A pressing question indeed. Surging site traffic, veritable golden fleece in these days of dwindling news readership, has made TMZ.com belle of the news-world’s ball.

Curious, yellow: TMZ informants schooled for scandal.

Curious, yellow: TMZ informants schooled for scandal.

Other journalists — most notably those of CNN (which, like TMZ, is owned by Time Warner), but also hacks at competing sites — protest that, if TMZ’s methods represent the only way to bag Moby Dick, then call them Ishmael:

[S]ome journalists have tended to view TMZ’s reporting warily. Even though TMZ nailed the Jackson story cold, CNN, among other news outlets, waited for the Los Angeles Times to confirm the account before going with the story. The network’s hesitance is particularly telling; CNN is owned by Time Warner, the same company that owns TMZ.

“When we were starting out, we told people we were the anti-TMZ,” says Sharon Waxman, a former Washington Post and New York Times reporter who five months ago founded an entertainment industry news site, TheWrap.com. “We’re not rumor- or scandal-mongers. We check our facts. They’ve come to connote scandal-mongering.”

Such negative sentiment only further attests to the immensity of TMZ’s influence, and the anxiety this influence produces. Keenly aware of the burgeoning interest in his site’s trade mysteries, TMZ.com founder Harvey Levin, whose tanned, leering countenance suggests more a periodontist a little too eager to anesthetize his patients than an attorney turned tattler, remains cagey:

Levin, 58, a lawyer and former TV reporter for two stations in Los Angeles, bristles when TMZ’s reporting is questioned. […]

[…]

But Levin won’t reveal a few things about his own operation and journalistic methods.

Ask him how many people work in TMZ’s newsroom and he won’t say (“We don’t want to give away our business model”), though he acknowledges that the staff is young and can be glimpsed, almost in toto, during the “story meeting” segments of the TV show.

Levin also won’t name his reporting stars (short postings are credited to “TMZ Staff”). He’ll go on with praise about a recent hire who has turned out some of the Jackson coverage but won’t say who he’s talking about (“We don’t want anyone to steal her away”). Nor will Levin reveal where TMZ’s offices are (vague answer: somewhere on the Sunset Strip in West Hollywood).

Yet Levin does cop to that hoariest of yellow-journalistic practices — paying sources. His informants lurk everywhere throughout greater L.A., so many shoots of a decidedly dollar-bill green:

[Levin] will address, in general terms, one unusual journalistic practice that TMZ employs: paying sources for “news tips.” Mainstream news organizations refuse to pay for information, fearing that it will elicit tainted information and compromise the integrity of the news. But TMZ has no such objections; it seeds sources with cash, sometimes as little as $50, according to Levin, to deliver useful nuggets (TMZ also pays for paparazzi photos and videos, although that practice is followed in the celebrity media).

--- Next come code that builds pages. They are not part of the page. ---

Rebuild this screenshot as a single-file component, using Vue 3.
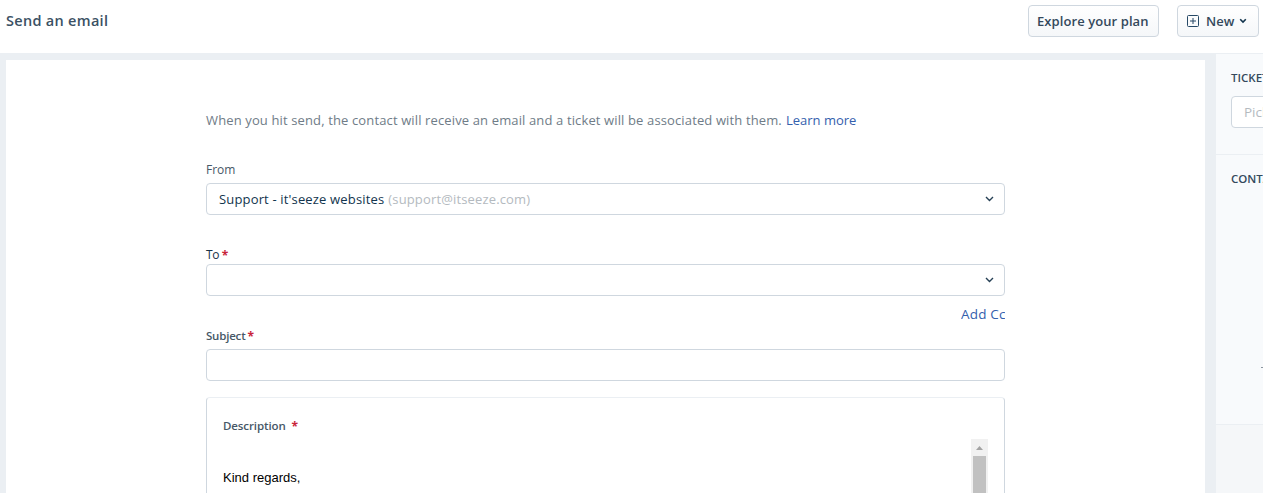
<template>
  <div class="page">
    <!-- Top bar -->
    <header class="topbar">
      <h1 class="topbar-title">Send an email</h1>
      <div class="topbar-actions">
        <button type="button" class="btn btn-plan"><span>Explore your plan</span></button>
        <button type="button" class="btn btn-new">
          <svg class="icon-plus" width="12" height="12" viewBox="0 0 12 12">
            <rect x="0.5" y="0.5" width="11" height="11" rx="1" />
            <path d="M6 3v6M3 6h6" />
          </svg>
          <span class="btn-new-text">New</span>
          <svg class="icon-caret" width="8" height="6" viewBox="0 0 8 6">
            <path d="M1.2 1.2L4 4l2.8-2.8" />
          </svg>
        </button>
      </div>
    </header>

    <div class="workspace">
      <!-- Email form -->
      <main class="panel">
        <form class="form" @submit.prevent>
          <p class="hint">
            <span class="hint-text">When you hit send, the contact will receive an email and a ticket will be associated with them.</span>
            <a class="link">Learn more</a>
          </p>

          <label class="label label-from">From</label>
          <div class="field field-from">
            <span class="sender">{{ sender.name }}</span>
            <span class="address">({{ sender.email }})</span>
            <svg class="icon-chevron" width="9" height="6" viewBox="0 0 9 6">
              <path d="M1 1l3.5 3.5L8 1" />
            </svg>
          </div>

          <label class="label label-to">To <b class="required">*</b></label>
          <div class="field">
            <input v-model="to" type="text" class="field-input" />
            <svg class="icon-chevron" width="9" height="6" viewBox="0 0 9 6">
              <path d="M1 1l3.5 3.5L8 1" />
            </svg>
          </div>
          <div class="add-cc"><a class="link">Add Cc</a></div>

          <label class="label label-subject">Subject<b class="required">*</b></label>
          <div class="field">
            <input v-model="subject" type="text" class="field-input" />
          </div>

          <div class="editor">
            <div class="label label-description">Description <b class="required">*</b></div>
            <div class="editor-area">
              <div class="editor-body">Kind regards,</div>
              <div class="scrollbar">
                <svg class="scroll-up" width="17" height="17" viewBox="0 0 17 17">
                  <path d="M5 11l3.5-4 3.5 4z" />
                </svg>
                <div class="scroll-thumb"></div>
              </div>
            </div>
          </div>
        </form>
      </main>

      <!-- Ticket sidebar -->
      <aside class="sidebar">
        <section class="side-section side-template">
          <h2 class="side-title">TICKET</h2>
          <div class="side-select">Pick</div>
        </section>
        <section class="side-section side-contact">
          <h2 class="side-title">CONTACT</h2>
          <div class="side-dash"></div>
        </section>
        <section class="side-rest"></section>
      </aside>
    </div>
  </div>
</template>

<script setup>
import { ref } from 'vue'

const sender = {
  name: "Support - it'seeze websites",
  email: 'support@itseeze.com'
}

const to = ref('')
const subject = ref('')
</script>

<style>
body {
  margin: 0;
  overflow: hidden;
}
</style>

<style scoped>
.page {
  display: flex;
  flex-direction: column;
  width: 1263px;
  height: 493px;
  overflow: hidden;
  background: #fff;
  color: #183247;
  font-family: "Open Sans", "Noto Sans", sans-serif;
  font-size: 13px;
  line-height: 20px;
}

.page *,
.page {
  box-sizing: border-box;
}

/* Top bar */
.topbar {
  display: flex;
  flex: none;
  justify-content: space-between;
  height: 53px;
  padding: 5px 4px 0 6px;
}

.topbar-title {
  margin: 6px 0 0;
  font-size: 14.5px;
  font-weight: 600;
  line-height: 20px;
  letter-spacing: 0.3px;
  color: #3b5164;
}

.topbar-actions {
  display: flex;
  gap: 18px;
}

.btn {
  display: flex;
  align-items: center;
  height: 32px;
  padding: 0 9px 1px;
  border: 1px solid #cfd7df;
  border-radius: 4px;
  background: linear-gradient(#fff, #f5f7f9);
  color: #34495c;
  font-family: inherit;
  font-size: 13px;
  font-weight: 600;
  line-height: 20px;
  letter-spacing: 0.08px;
  white-space: nowrap;
}

.btn-plan {
  width: 131px;
  padding-left: 8px;
}

.btn-new {
  width: 82px;
}

.btn-new-text {
  width: 29px;
  text-align: left;
}

.icon-plus {
  flex: none;
  margin-right: 7px;
  fill: none;
  stroke: #264966;
  stroke-width: 1;
}

.icon-caret {
  flex: none;
  margin-left: 4px;
  fill: none;
  stroke: #12344d;
  stroke-width: 1.6;
}

/* Form */
.workspace {
  display: flex;
  flex: 1;
  min-height: 0;
  background: #ebeff3;
}

.panel {
  flex: none;
  width: 1199px;
  margin: 7px 11px 0 6px;
  padding: 50px 200px 0;
  overflow: hidden;
  background: #fff;
}

.form {
  width: 799px;
}

.hint {
  display: flex;
  gap: 4px;
  margin: 0;
  line-height: 20px;
  color: #6f7c87;
  white-space: nowrap;
}

.hint-text {
  letter-spacing: 0.13px;
}

.link {
  color: #3460ad;
}

.label {
  display: block;
  font-size: 12px;
  line-height: 16px;
  color: #475867;
}

.label-from {
  margin: 32px 0 5px;
}

.label-to {
  margin: 32px 0 1px;
  color: #183247;
  letter-spacing: -0.4px;
}

.label-subject {
  margin: 4px 0 5px;
  font-size: 11.5px;
  font-weight: 600;
  letter-spacing: -0.2px;
}

.label-subject .required {
  margin-left: 2px;
}

.required {
  color: #c8243a;
  font-size: 12px;
  font-weight: 700;
  line-height: 1;
  vertical-align: -1px;
}

.field {
  display: flex;
  align-items: center;
  height: 32px;
  padding: 0 10px 0 12px;
  border: 1px solid #cfd7df;
  border-radius: 4px;
  background: #fff;
}

.sender {
  letter-spacing: 0.16px;
  color: #12344d;
}

.address {
  margin-left: 4px;
  letter-spacing: 0.15px;
  color: #b4bac0;
}

.field-input {
  flex: 1;
  min-width: 0;
  padding: 0;
  border: 0;
  outline: 0;
  background: transparent;
  font: inherit;
}

.icon-chevron {
  flex: none;
  margin-left: auto;
  fill: none;
  stroke: #264055;
  stroke-width: 1.4;
}

.add-cc {
  display: flex;
  width: 44px;
  height: 20px;
  margin: 8px 0 0 755px;
  overflow: hidden;
  font-size: 13.5px;
  letter-spacing: 0.2px;
  white-space: nowrap;
}

/* Description editor */
.editor {
  height: 240px;
  margin-top: 16px;
  padding: 20px 16px 0;
  border: 1px solid #cfd7df;
  border-top-color: #ebeff3;
  border-radius: 4px;
}

.label-description {
  font-size: 11.5px;
  font-weight: 600;
  letter-spacing: -0.1px;
  white-space: pre;
}

.label-description .required {
  margin-left: 3px;
}

.editor-area {
  display: flex;
  justify-content: space-between;
  margin-top: 5px;
}

.editor-body {
  padding-top: 29px;
  color: #000;
  font-family: "Liberation Sans", Arial, sans-serif;
  font-size: 13px;
}

.scrollbar {
  width: 17px;
  height: 190px;
  background: #f1f1f1;
}

.scroll-up {
  display: block;
  fill: #a3a3a3;
}

.scroll-thumb {
  width: 13px;
  height: 120px;
  margin-left: 2px;
  background: #c1c1c1;
}

/* Sidebar */
.sidebar {
  display: flex;
  flex: none;
  flex-direction: column;
  width: 240px;
  margin-top: 1px;
  background: #f8fafc;
}

.side-section {
  padding: 14px 0 0 15px;
  border-bottom: 1px solid #ebeff3;
}

.side-template {
  height: 101px;
}

.side-contact {
  height: 270px;
}

.side-title {
  margin: 0;
  font-size: 11.5px;
  font-weight: 600;
  line-height: 20px;
  color: #34495c;
}

.side-select {
  height: 32px;
  margin-top: 8px;
  padding: 5px 12px;
  border: 1px solid #cfd7df;
  border-radius: 4px;
  background: #fff;
  color: #b4bac0;
  font-size: 13.5px;
}

.side-dash {
  width: 8px;
  height: 1px;
  margin: 178px 0 0 30px;
  background: #8c969f;
}

.side-rest {
  flex: 1;
  background: #f5f7f9;
}
</style>
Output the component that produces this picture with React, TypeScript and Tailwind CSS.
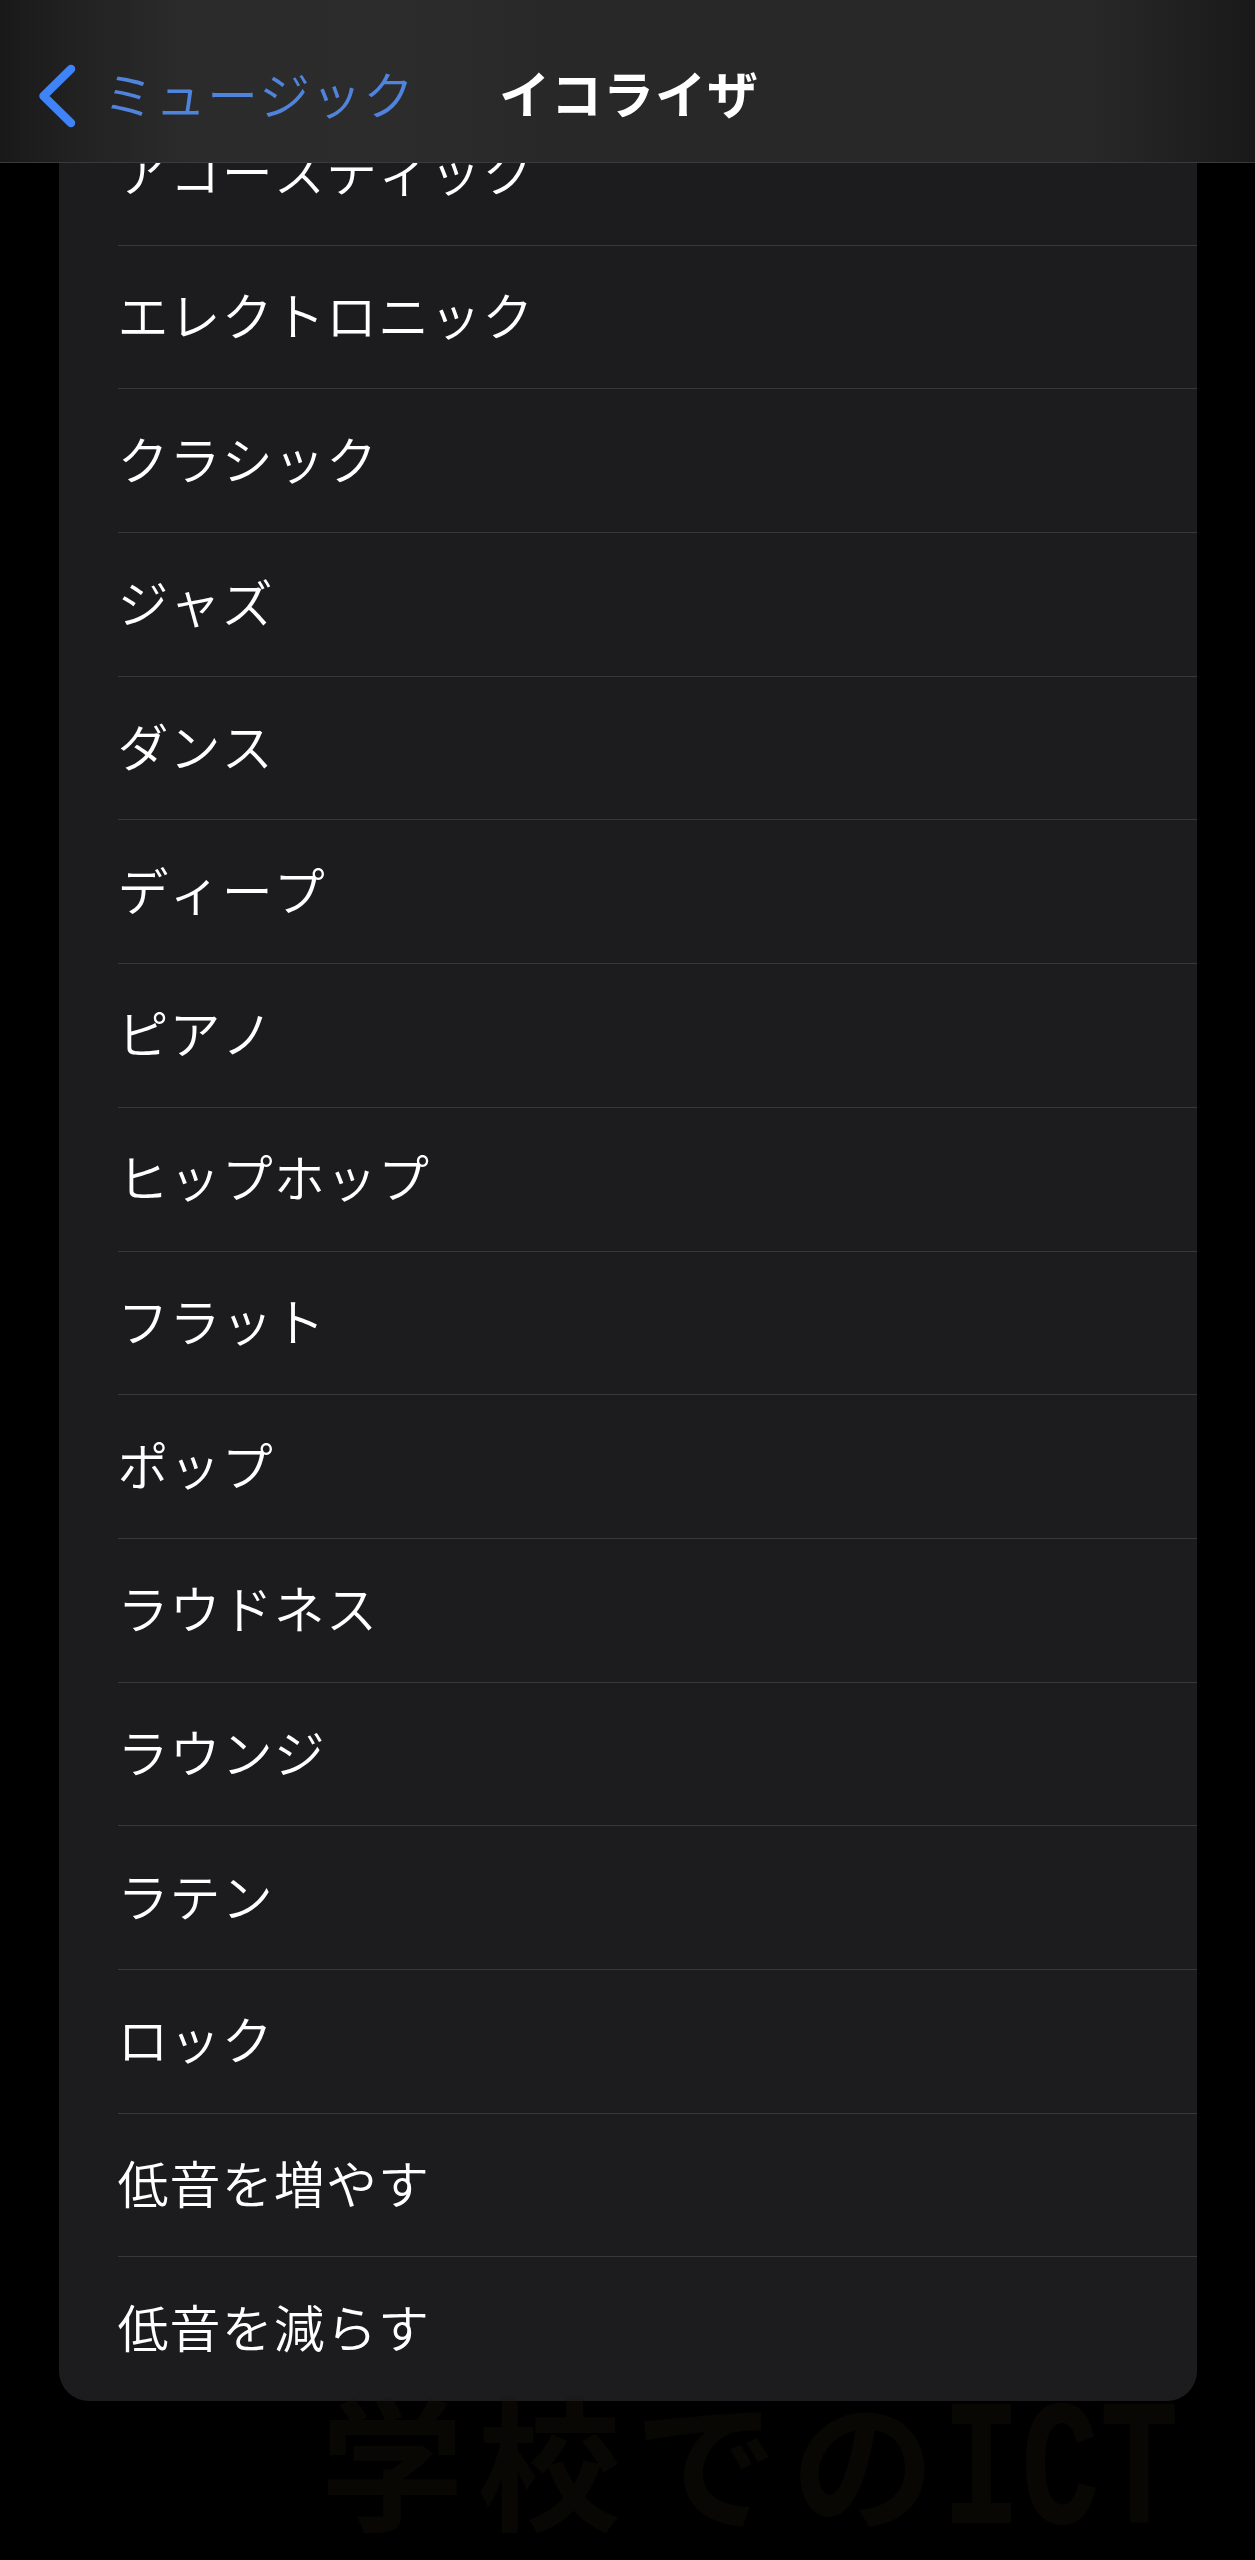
const presets = [
  "アコースティック",
  "エレクトロニック",
  "クラシック",
  "ジャズ",
  "ダンス",
  "ディープ",
  "ピアノ",
  "ヒップホップ",
  "フラット",
  "ポップ",
  "ラウドネス",
  "ラウンジ",
  "ラテン",
  "ロック",
  "低音を増やす",
  "低音を減らす",
];

export default function App() {
  return (
    <div className="relative h-[2560px] w-[1255px] bg-black font-['Noto_Sans_CJK_JP',sans-serif] text-[51px] leading-none [font-kerning:none]">
      <NavBar />
      <PresetList />
      <Watermark />
    </div>
  );
}

const NavBar = () => {
  return (
    <header className="relative z-10 flex h-[163px] items-start border-b border-[#3a3a3c] bg-[linear-gradient(90deg,#191919_0px,#222222_80px,#2b2b2b_190px,#2c2c2c_400px,#282828_560px,#282828_1090px,#202020_1180px,#191919_1255px)] pt-[64px]">
      <button className="flex w-[499px] items-center pl-[36px] text-[#4f83dc]">
        <BackChevron />
        <span className="-mt-[5px] ml-[25px] font-[350] tracking-[1px]">ミュージック</span>
      </button>
      <h1 className="pt-[3px] font-bold tracking-[1px] text-white">イコライザ</h1>
    </header>
  );
};

const PresetList = () => {
  return (
    // first row is scrolled halfway under the nav bar
    <ul className="mr-[58.5px] ml-[58.5px] -mt-[61px] rounded-b-[30px] bg-[#1c1c1e] pl-[59px]">
      {presets.map((name) => (
        <Preset key={name} name={name} />
      ))}
    </ul>
  );
};

const Preset = (props: { name: string }) => {
  return (
    <li className="flex h-[143.7px] items-center border-b border-[#38383a] pb-[5px] font-[350] tracking-[1.1px] text-white last:border-b-0">
      {props.name}
    </li>
  );
};

const BackChevron = () => {
  return (
    <svg
      width="42"
      height="64"
      viewBox="0 0 42 64"
      fill="none"
      stroke="#3f83f8"
      strokeWidth="8.5"
      strokeLinecap="round"
      strokeLinejoin="round"
    >
      <path d="M35 5 L7.5 32 L35 59" />
    </svg>
  );
};

const Watermark = () => {
  return (
    <div className="pointer-events-none absolute top-[2382px] left-[320px] flex items-baseline font-bold whitespace-nowrap text-[#1c180c]/30">
      <span className="text-[144px] tracking-[13px]">学校での</span>
      <span className="-ml-[6px] w-[237px]">
        <span className="inline-block origin-left translate-y-[3px] scale-x-73 font-['Liberation_Mono',monospace] text-[180px]">
          ICT
        </span>
      </span>
    </div>
  );
};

Levin certainly drives a hard bargain. Fifty bucks seems a miserly price to hang on bombshell revelations of celebrity death and dirty dealing. But Levin appears to have found the perfect informants, those of great enough leisure and small enough means to malinger around Hollywood, their weather eyes open for scandal.

Celebrities, beware the unemployed! For Harvey Levin has transformed them from capitalism’s casualties to its carrion crows.

2 Responses to “All the News That’s Sh*t to Print: TMZ First with TMI”

  1. Chris Weagel Says:

    The death of Michael Jackson was a hard story to get? How?

    40% of all professional media in this country was solely devoted to his existence.

  2. generationbubble Says:

    Hmm … not sure. Chalk it off to one of those paradoxical instances, all too familiar these days, where something too big to fail fails, I guess.